On the other hand, a highly abstracted model that ignores most of the finer details of the operational environment for a more ‘strategic level’ recommendation system, has its own problems. The use of synthetic data will be inseparable from the military culture that is creating it. The assumptions made about the enemy and how they will fight the next war, will be cemented in the data that the AI is trained on . If an enemy decides to ‘change the rules of the game’, with an asymmetric action at the strategic level that the AI has never been trained on, any novel enemy strategies or tactics will not be accurately predicted on the outset of the occurrence . Instead, they will be predicted as something else entirely. At the strategic level, such as the theatre of battle, the variables associated with predicting enemy behavior will have long statistical ‘tails’ not represented in the AI model . this could have serious strategic consequences, leading to a system not suited for the ‘deep uncertainties’ or volatility of war [18, 46]. Zhang  noted that the use of AI ‘for applications involving strategic decision-making, such as those where simulations do not even have physics to fall back on, may have so little correspondence between the real world and the simulation, that trained algorithms will be effectively useless’. It follows that for AI to remain useful, it must be trained from data that corresponds to a C2 function that is adequately complicated - not complex. Clearly, in order for AI to be used without becoming a fragility risk, a balance needs to be struck between trust in the AI, the risk of prediction failure, and the benefits of responsiveness the specific AI brings to a C2 function.
The risk of fragility associated with AI-enabled C2 systems, reflects the archetype of limits to growth, displayed above in Figure 4
. Decision-making performance is improved through the automation of complicated functions, resulting in increased C2 responsiveness. However, AI integration into more complex functions (such as decision-making) results in more risk being transferred to the accuracy and variance of the AI model compared to the operational environment. This could then lead to prediction failures from low probability but high consequence catastrophic events. The more functions that the AI is replacing that need context and judgement to understand the complex environment, the more fragile the system will become. Black Swan events are both mathematically unpredictable and consequential to a system. Therefore, the more risk the C2 system is exposing itself to significant shocks, the more likely it is to eventually suffer catastrophic failure[39, 40, 16, 14].
Iv From AI Fragility to Antifragility
The method for integrating AI into an Agile C2 system without increasing exposure to fragility will require careful consideration of the antifragile elements discussed above in Table I. Specifically, the C2 system will need to ensure a convex response to shocks from the operational environment. This can be achieved through two methods:
Function allocation of AI into a C2 system to minimise risk from catastrophic failure but maximise gains to the system.
Innovativeness and chaos generation using experimentation to discover fragility in the system; this enables overcompensation and AI model variance.
Iv-a Function Allocation
An AI-enabled system requires a balance between its implementation as a tool for agility and its potential to become a fragility risk if the AI does not perform under extreme volatility within a complex environment.
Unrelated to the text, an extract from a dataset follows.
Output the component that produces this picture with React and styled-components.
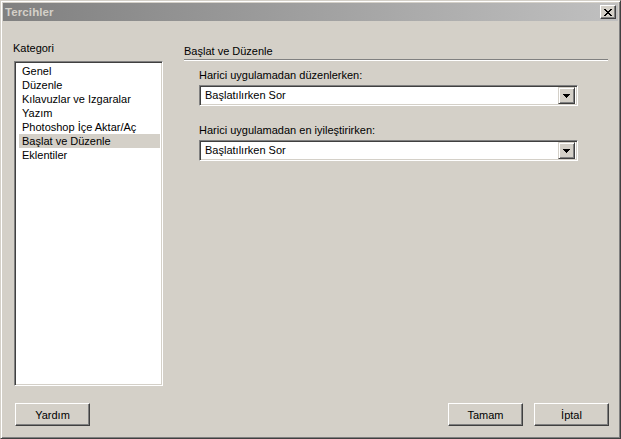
import React from 'react';
import styled, { createGlobalStyle } from 'styled-components';

const Global = createGlobalStyle`
  html, body { margin: 0; padding: 0; background: #d4d0c8; }
  * { box-sizing: border-box; }
`;

const FONT = `Tahoma, "Liberation Sans", "DejaVu Sans", sans-serif`;

const Window = styled.div`
  width: 621px;
  height: 439px;
  background: #d4d0c8;
  border: 1px solid;
  border-color: #d4d0c8 #404040 #404040 #d4d0c8;
  box-shadow: inset 1px 1px 0 #ffffff, inset -1px -1px 0 #808080;
  padding: 2px;
  display: flex;
  flex-direction: column;
  font-family: ${FONT};
  font-size: 11px;
  color: #000;
`;

const TitleBar = styled.div`
  height: 18px;
  flex: none;
  display: flex;
  align-items: center;
  justify-content: space-between;
  padding: 0 2px 0 2px;
  background: linear-gradient(to right, #808080, #c0c0c0);
`;

const TitleText = styled.span`
  color: #d4d0c8;
  font-weight: bold;
  font-size: 11.5px;
  letter-spacing: 0.1px;
`;

const CloseButton = styled.div`
  width: 16px;
  height: 14px;
  background: #d4d0c8;
  border: 1px solid;
  border-color: #ffffff #404040 #404040 #ffffff;
  box-shadow: inset -1px -1px 0 #808080;
  display: flex;
  align-items: center;
  justify-content: center;
  padding-right: 1px;
`;

const Body = styled.div`
  flex: 1;
  display: flex;
  padding: 21px 10px 0 10px;
  gap: 21px;
`;

const LeftColumn = styled.div`
  width: 150px;
  display: flex;
  flex-direction: column;
`;

const Label = styled.div`
  height: 13px;
  line-height: 13px;
  white-space: nowrap;
  margin-bottom: ${p => p.$gap || 0}px;
`;

const Sunken = styled.div`
  background: #ffffff;
  border: 1px solid;
  border-color: #808080 #ffffff #ffffff #808080;
  box-shadow: inset 1px 1px 0 #404040, inset -1px -1px 0 #d4d0c8;
  padding: 2px;
`;

const ListBox = styled(Sunken)`
  margin-left: 1px;
  width: 149px;
  height: 325px;
  padding: 2px 2px 2px 4px;
`;

const ListItem = styled.div`
  height: 14px;
  line-height: 14px;
  padding-left: 3px;
  white-space: nowrap;
  background: ${p => (p.$selected ? '#d4d0c8' : 'transparent')};
`;

const RightColumn = styled.div`
  flex: 1;
  display: flex;
  flex-direction: column;
  padding-top: 3px;
`;

const SectionHeader = styled.div`
  height: 15px;
  line-height: 13px;
  border-bottom: 1px solid #808080;
  box-shadow: 0 1px 0 #ffffff;
  margin-bottom: 9px;
`;

const Field = styled.div`
  display: flex;
  flex-direction: column;
  padding-left: 15px;
  width: 394px;
  margin-bottom: ${p => p.$gap || 0}px;
`;

const Combo = styled(Sunken)`
  height: 21px;
  margin-top: 3px;
  display: flex;
  align-items: center;
  justify-content: space-between;
  padding: 2px 2px 2px 5px;
`;

const ComboValue = styled.span`
  white-space: nowrap;
  line-height: 13px;
`;

const DropButton = styled.div`
  width: 17px;
  height: 17px;
  flex: none;
  background: #d4d0c8;
  border: 1px solid;
  border-color: #d4d0c8 #404040 #404040 #d4d0c8;
  box-shadow: inset 1px 1px 0 #ffffff, inset -1px -1px 0 #808080;
  display: flex;
  align-items: center;
  justify-content: center;
`;

const Footer = styled.div`
  flex: none;
  display: flex;
  align-items: flex-start;
  padding: 0 9px 10px 12px;
`;

const Button = styled.div`
  width: 75px;
  height: 23px;
  background: #d4d0c8;
  border: 1px solid;
  border-color: #ffffff #404040 #404040 #ffffff;
  box-shadow: inset -1px -1px 0 #808080;
  display: flex;
  align-items: center;
  justify-content: center;
  margin-left: ${p => p.$ml || 0}px;
`;

const Spacer = styled.div`
  flex: 1;
`;

const CloseIcon = () => (
  <svg width="8" height="7" viewBox="0 0 8 7" shapeRendering="crispEdges">
    <path
      fill="#000"
      d="M0 0h2v1h1v1h2v-1h1v-1h2v1h-1v1h-1v1h-1v1h1v1h1v1h1v1h-2v-1h-1v-1h-2v1h-1v1h-2v-1h1v-1h1v-1h1v-1h-1v-1h-1v-1h-1z"
    />
  </svg>
);

const ArrowIcon = () => (
  <svg width="7" height="4" viewBox="0 0 7 4" shapeRendering="crispEdges">
    <path fill="#000" d="M0 0h7v1h-1v1h-1v1h-1v1h-1v-1h-1v-1h-1v-1h-1z" />
  </svg>
);

const categories = [
  'Genel',
  'Düzenle',
  'Kılavuzlar ve Izgaralar',
  'Yazım',
  'Photoshop İçe Aktar/Aç',
  'Başlat ve Düzenle',
  'Eklentiler',
];

export default function App() {
  return (
    <>
      <Global />
      <Window>
        <TitleBar>
          <TitleText>Tercihler</TitleText>
          <CloseButton>
            <CloseIcon />
          </CloseButton>
        </TitleBar>
        <Body>
          <LeftColumn>
            <Label $gap={6}>Kategori</Label>
            <ListBox>
              {categories.map(c => (
                <ListItem key={c} $selected={c === 'Başlat ve Düzenle'}>
                  {c}
                </ListItem>
              ))}
            </ListBox>
          </LeftColumn>
          <RightColumn>
            <SectionHeader>Başlat ve Düzenle</SectionHeader>
            <Field $gap={18}>
              <Label>Harici uygulamadan düzenlerken:</Label>
              <Combo>
                <ComboValue>Başlatılırken Sor</ComboValue>
                <DropButton>
                  <ArrowIcon />
                </DropButton>
              </Combo>
            </Field>
            <Field>
              <Label>Harici uygulamadan en iyileştirirken:</Label>
              <Combo>
                <ComboValue>Başlatılırken Sor</ComboValue>
                <DropButton>
                  <ArrowIcon />
                </DropButton>
              </Combo>
            </Field>
          </RightColumn>
        </Body>
        <Footer>
          <Button>Yardım</Button>
          <Spacer />
          <Button>Tamam</Button>
          <Button $ml={11}>İptal</Button>
        </Footer>
      </Window>
    </>
  );
}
AI is not suitable for all decision-making tasks [3, 1, 27]. An antifragile system will require specified boundaries to separate the C2 decision-making functions with high exposure to Black Swans at the strategic/operational level, from other complicated C2 functions that can be automated with low exposure. A clear articulation of what tasks AI will be responsible for within a C2 system will be crucial to avoiding fragility and benefiting the system holistically.
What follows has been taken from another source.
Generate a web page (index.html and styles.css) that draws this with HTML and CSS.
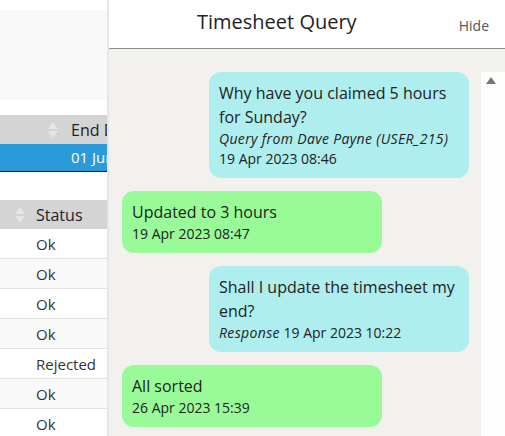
FILE: index.html
```html
<!doctype html>
<html>
  <head>
    <title>Timesheet query</title>
    <meta charset="utf-8">
    <meta name="viewport" content="width=device-width, initial-scale=1">
    <link rel="stylesheet" href="styles.css">
  </head>

  <body>
    <div class="page">
      <div class="list">
        <div class="filters"></div>
        <div class="grid">
          <div class="grid-head head-end"><span class="sort"><svg width="10" height="18" viewBox="0 0 10 18"><polygon points="0,8 5,1 10,8" /><polygon points="0,10 5,17 10,10" /></svg></span>End Date</div>
          <div class="grid-row selected">01 Jun 2023</div>
        </div>
        <div class="grid status-grid">
          <div class="grid-head head-status"><span class="sort"><svg width="10" height="18" viewBox="0 0 10 18"><polygon points="0,8 5,1 10,8" /><polygon points="0,10 5,17 10,10" /></svg></span>Status</div>
          <div class="grid-row">Ok</div>
          <div class="grid-row">Ok</div>
          <div class="grid-row">Ok</div>
          <div class="grid-row">Ok</div>
          <div class="grid-row">Rejected</div>
          <div class="grid-row">Ok</div>
          <div class="grid-row">Ok</div>
        </div>
      </div>

      <div class="drawer">
        <div class="drawer-head">
          <h1 class="drawer-title">Timesheet Query</h1>
          <span class="hide">Hide</span>
        </div>
        <div class="drawer-body">
          <div class="messages">
            <div class="msg msg-query">
              <div class="msg-text">Why have you claimed 5 hours for Sunday?</div>
              <div class="msg-meta"><em>Query from Dave Payne (USER_215)</em></div>
              <div class="msg-meta">19 Apr 2023 08:46</div>
            </div>
            <div class="msg msg-reply">
              <div class="msg-text">Updated to 3 hours</div>
              <div class="msg-meta">19 Apr 2023 08:47</div>
            </div>
            <div class="msg msg-query">
              <div class="msg-text">Shall I update the timesheet my end?</div>
              <div class="msg-meta"><em>Response</em> 19 Apr 2023 10:22</div>
            </div>
            <div class="msg msg-reply">
              <div class="msg-text">All sorted</div>
              <div class="msg-meta">26 Apr 2023 15:39</div>
            </div>
          </div>
          <div class="scrollbar"><span class="arrow-up"></span></div>
        </div>
      </div>
    </div>
  </body>
</html>
```

FILE: styles.css
```css
html, body {
  margin: 0;
  height: 100%;
  overflow: hidden;
}
body {
  font-family: "Open Sans", "Liberation Sans", sans-serif;
  color: #222;
  background: #fff;
}
.page {
  display: flex;
  height: 436px;
}
.list {
  width: 107px;
  flex: none;
  overflow: hidden;
  padding-top: 10px;
}
.filters {
  height: 90px;
  background: #f8f8f8;
  margin-bottom: 15px;
}
.grid {
  width: 300px;
}
.status-grid {
  margin-top: 28px;
}
.grid-head {
  display: flex;
  align-items: center;
  height: 29px;
  background: #d4d4d4;
  font-size: 16px;
  white-space: nowrap;
}
.head-end {
  padding-left: 48px;
}
.head-status {
  padding-left: 15px;
}
.sort {
  display: flex;
  margin-right: 13px;
}
.sort svg {
  fill: #e6e6e6;
}
.head-status .sort {
  margin-right: 11px;
}
.grid-row {
  height: 28px;
  line-height: 29px;
  padding-top: 1px;
  border-bottom: 1px solid #e2e2e2;
  padding-left: 36px;
  font-size: 15px;
  color: #333;
  background: #fff;
}
.grid-row:nth-child(odd) {
  background: #f9f9f9;
}
.grid-row.selected {
  height: 27px;
  padding-top: 0;
  line-height: 27px;
  padding-left: 71px;
  background: #2a9ad8;
  color: #fff;
  border-bottom: 1px solid #111;
}

.drawer {
  flex: 1;
  display: flex;
  flex-direction: column;
  background: #f2f1ee;
  border-left: 2px solid #e6e6e6;
}
.drawer-head {
  display: flex;
  align-items: flex-start;
  height: 48px;
  background: #fff;
  border-bottom: 1px solid #8e8e8e;
}
.drawer-title {
  margin: 8px 0 0 88px;
  font-size: 20px;
  font-weight: 400;
  color: #222;
  flex: 1;
}
.hide {
  margin: 16px 16px 0 0;
  font-size: 14px;
  color: #555;
}
.drawer-body {
  flex: 1;
  display: flex;
  padding-top: 23px;
  min-height: 0;
}
.messages {
  flex: 1;
  display: flex;
  flex-direction: column;
  padding: 0 12px 0 13px;
}
.msg {
  width: 240px;
  padding: 9px 10px;
  border-radius: 12px;
  margin-bottom: 13px;
}
.msg-query {
  align-self: flex-end;
  background: #afeeee;
}
.msg-reply {
  align-self: flex-start;
  background: #98fb98;
}
.msg-text {
  font-size: 16px;
  line-height: 24px;
}
.msg-meta {
  font-size: 14px;
  line-height: 20px;
}
.msg-meta em {
  letter-spacing: 0.35px;
}
.scrollbar {
  width: 24px;
  flex: none;
  background: #fdfdfd;
}
.arrow-up {
  display: block;
  width: 0;
  height: 0;
  margin: 5px 0 0 5px;
  border-left: 5px solid transparent;
  border-right: 5px solid transparent;
  border-bottom: 7px solid #777;
}
```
Due to the fact that a C2 system is sociotechnical, those that allocate the use of AI for C2 functions need to ensure that the replacement of a human does not risk the performance of the system. Abbass , discusses several methodologies for the allocation of AI in such a system. A ‘static allocation’, whereby functions are given to AI in the C2 system and do not change, is likely not suitable for a dynamic environment. The needs of the specific C2 function will change depending on circumstances, especially when considering the need for responsiveness in warfare, which may require a rapid change in function allocation . For example, a hyper-sonic missile defence scenario against incoming volleys will prefer speed over the strategic context. The consequences of doing nothing in this scenario are so great, that the risk of being wrong may be worth full AI control. On the other hand, a decision to approve a hyper-sonic attack will require more context for the decision than speed. An adaptive approach, or Automated Allocation Logic (AAL) is therefore necessary .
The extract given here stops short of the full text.